● DATA

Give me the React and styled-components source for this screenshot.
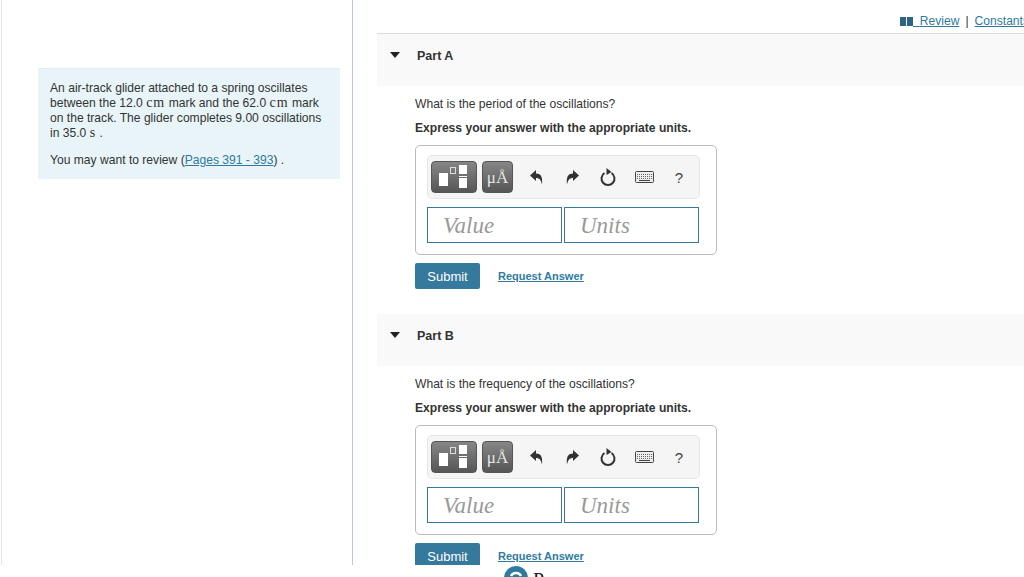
import React from 'react';
import styled, { createGlobalStyle } from 'styled-components';

const GlobalStyle = createGlobalStyle`
  html, body {
    margin: 0;
    padding: 0;
    background: #fff;
    overflow: hidden;
  }
  body {
    font-family: "Liberation Sans", Arial, sans-serif;
    color: #333;
  }
`;

const Page = styled.div`
  width: 1024px;
  height: 577px;
  overflow: hidden;
`;

const Main = styled.div`
  display: flex;
  height: 565px;
  overflow: hidden;
`;

const LeftColumn = styled.div`
  box-sizing: border-box;
  flex: 0 0 352px;
  margin-left: 1px;
  padding: 68px 12px 0 36px;
  border-left: 1px solid #e4e4e4;
  border-right: 1px solid #b8c9de;
`;

const InfoCard = styled.div`
  box-sizing: border-box;
  height: 111px;
  padding: 12px 18px 0 12px;
  background: #e8f4f7;
  border-top: 1px solid #e2eef1;
  font-size: 12.1px;
  line-height: 15px;
  color: #333;

  p {
    margin: 0 0 12px;
  }
`;

const Mono = styled.span`
  font-family: "Liberation Serif", serif;
  font-size: 14px;
  line-height: 0;
  letter-spacing: 1px;
`;

const TextLink = styled.a`
  color: #2f7ba0;
  text-decoration: underline;
`;

const RightColumn = styled.div`
  flex: 1;
  min-width: 0;
  padding-left: 24px;
`;

const TopLinks = styled.div`
  display: flex;
  justify-content: flex-end;
  align-items: center;
  height: 34px;
  box-sizing: border-box;
  padding-top: 9px;
  border-bottom: 1px solid #dedede;
  font-size: 12.1px;
  white-space: pre;
  overflow: hidden;
  color: #333;
`;

const Separator = styled.span`
  margin: 0 6px;
`;

const ConstantsLink = styled(TextLink)`
  margin-right: -5px;
`;

const Part = styled.section`
  margin-bottom: 25px;
`;

const PartHeader = styled.div`
  display: flex;
  align-items: flex-start;
  height: 52px;
  box-sizing: border-box;
  padding: 15px 0 0 13px;
  background: #f9f9f9;
  font-size: 12.5px;
  font-weight: bold;
  line-height: 15px;
  color: #333;
`;

const Caret = styled.span`
  width: 0;
  height: 0;
  margin: 3px 17px 0 0;
  border-left: 5px solid transparent;
  border-right: 5px solid transparent;
  border-top: 6px solid #222;
`;

const PartBody = styled.div`
  padding: 11px 0 0 38px;
  font-size: 12.1px;
  line-height: 15px;
  color: #333;
`;

const Question = styled.p`
  margin: 0 0 9px;
`;

const Instruction = styled.p`
  margin: 0 0 9px;
  font-weight: bold;
`;

const AnswerBox = styled.div`
  box-sizing: border-box;
  width: 302px;
  height: 110px;
  padding: 9px 11px;
  border: 1px solid #bcbcbc;
  border-radius: 5px;
`;

const Toolbar = styled.div`
  display: flex;
  align-items: center;
  box-sizing: border-box;
  height: 44px;
  width: 273px;
  padding: 0 0 0 3px;
  background: #f5f5f5;
  border: 1px solid #e6e6e6;
  border-radius: 5px;
`;

const ToolButton = styled.div`
  display: flex;
  flex: none;
  align-items: center;
  justify-content: center;
  box-sizing: border-box;
  width: ${props => props.$width}px;
  height: 32px;
  margin-right: ${props => props.$gap}px;
  background: linear-gradient(#868686, #565656);
  border: 1px solid #555;
  border-radius: 4px;
  color: #e6e6e6;
`;

const UnitGlyph = styled.span`
  font-family: "Liberation Serif", serif;
  font-size: 17px;
  line-height: 1;
`;

const ActionIcons = styled.div`
  display: flex;
  align-items: center;
  padding-left: 5px;
`;

const IconSlot = styled.div`
  display: flex;
  flex: none;
  align-items: center;
  justify-content: center;
  width: 36px;
`;

const Help = styled.span`
  margin-left: -2px;
  font-size: 15px;
  color: #444;
`;

const Inputs = styled.div`
  display: flex;
  gap: 2px;
  margin-top: 8px;
`;

const Field = styled.div`
  box-sizing: border-box;
  width: 135px;
  height: 36px;
  padding-left: 15px;
  border: 1px solid #35799c;
  font-family: "Liberation Serif", serif;
  font-style: italic;
  font-size: 23px;
  line-height: 36px;
  color: #999;
`;

const Actions = styled.div`
  display: flex;
  align-items: center;
  gap: 19px;
  margin-top: 8px;
`;

const SubmitButton = styled.button`
  width: 65px;
  height: 26px;
  padding: 0;
  border: none;
  border-radius: 2px;
  background: #35799c;
  color: #fff;
  font-family: inherit;
  font-size: 13px;
`;

const RequestLink = styled(TextLink)`
  font-size: 11px;
  font-weight: bold;
  margin-left: -1px;
`;

const Footer = styled.div`
  display: flex;
  gap: 5px;
  height: 12px;
  padding: 1px 0 0 504px;
  box-sizing: border-box;
  overflow: hidden;
`;

const FooterName = styled.span`
  margin-top: 2px;
  font-family: "Liberation Serif", serif;
  font-size: 20px;
  line-height: 24px;
  color: #222;
`;

const MatrixIcon = () => (
  <svg width="44" height="30" viewBox="0 0 44 30">
    <rect x="7" y="11" width="9" height="13" fill="#fff" />
    <rect x="18.500" y="5.500" width="5" height="6" fill="none" stroke="#ddd" />
    <rect x="27" y="3" width="8" height="9" fill="#fff" />
    <rect x="27" y="14" width="8" height="1" fill="#fff" />
    <rect x="27" y="16" width="8" height="10" fill="#fff" />
  </svg>
);

const ArrowIcon = ({ flip }) => (
  <svg width="13" height="15" viewBox="0 0 13 15" style={flip ? { transform: 'scaleX(-1)' } : undefined}>
    <path d="M0 5.500 6 0v3.500c4.500 0 7 3 6 11C11 10 9.500 8 6 8v3z" fill="#333" />
  </svg>
);

const ResetIcon = () => (
  <svg width="16" height="18" viewBox="0 0 16 18">
    <path d="M4.500 5a6.500 6.500 0 1 0 7 0" fill="none" stroke="#333" strokeWidth="2" />
    <path d="M6.500 0 11.500 4 6.500 7z" fill="#333" />
  </svg>
);

const KeyboardIcon = () => (
  <svg width="19" height="12" viewBox="0 0 19 12">
    <rect x="0.500" y="0.500" width="18" height="11" rx="1" fill="#eee" stroke="#444" />
    <path d="M2 3.500h15M2 5.500h15M2 7.500h15" stroke="#666" strokeWidth="1" strokeDasharray="1 1" />
    <path d="M4 9.500h11" stroke="#444" strokeWidth="1" />
  </svg>
);

const BookIcon = () => (
  <svg width="13" height="9" viewBox="0 0 13 9">
    <path d="M0 0h6v9H0zM7 0h6v9H7z" fill="#2a6584" />
  </svg>
);

const LogoIcon = () => (
  <svg width="24" height="24" viewBox="0 0 24 24">
    <circle cx="12" cy="12" r="12" fill="#2f7ba0" />
    <path d="M7 10a5.500 5 0 0 1 10 0" fill="none" stroke="#fff" strokeWidth="2.500" />
  </svg>
);

const AnswerPart = ({ name, question }) => (
  <Part>
    <PartHeader>
      <Caret />
      {name}
    </PartHeader>
    <PartBody>
      <Question>{question}</Question>
      <Instruction>Express your answer with the appropriate units.</Instruction>
      <AnswerBox>
        <Toolbar>
          <ToolButton $width={46} $gap={5}><MatrixIcon /></ToolButton>
          <ToolButton $width={31} $gap={0}><UnitGlyph>μÅ</UnitGlyph></ToolButton>
          <ActionIcons>
            <IconSlot><ArrowIcon /></IconSlot>
            <IconSlot><ArrowIcon flip /></IconSlot>
            <IconSlot><ResetIcon /></IconSlot>
            <IconSlot><KeyboardIcon /></IconSlot>
            <IconSlot><Help>?</Help></IconSlot>
          </ActionIcons>
        </Toolbar>
        <Inputs>
          <Field>Value</Field>
          <Field>Units</Field>
        </Inputs>
      </AnswerBox>
      <Actions>
        <SubmitButton>Submit</SubmitButton>
        <RequestLink href="#">Request Answer</RequestLink>
      </Actions>
    </PartBody>
  </Part>
);

export default function App() {
  return (
    <Page>
      <GlobalStyle />
      <Main>
        <LeftColumn>
          <InfoCard>
            <p>
              An air-track glider attached to a spring oscillates between the 12.0 <Mono>cm</Mono> mark
              and the 62.0 <Mono>cm</Mono> mark on the track. The glider completes 9.00 oscillations
              in 35.0 <Mono>s</Mono> .
            </p>
            <p>
              You may want to review (<TextLink href="#">Pages 391 - 393</TextLink>) .
            </p>
          </InfoCard>
        </LeftColumn>
        <RightColumn>
          <TopLinks>
            <BookIcon />
            <TextLink href="#">{'  '}Review</TextLink>
            <Separator>|</Separator>
            <ConstantsLink href="#">Constants</ConstantsLink>
          </TopLinks>
          <AnswerPart name="Part A" question="What is the period of the oscillations?" />
          <AnswerPart name="Part B" question="What is the frequency of the oscillations?" />
        </RightColumn>
      </Main>
      <Footer>
        <LogoIcon />
        <FooterName>Pearson</FooterName>
      </Footer>
    </Page>
  );
}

● WHAT TO PRODUCE
Write out every line of the preceding listing that contains "components".

● OUTPUT OF THE EXERCISE
Give me the React and styled-components source for this screenshot.
import styled, { createGlobalStyle } from 'styled-components';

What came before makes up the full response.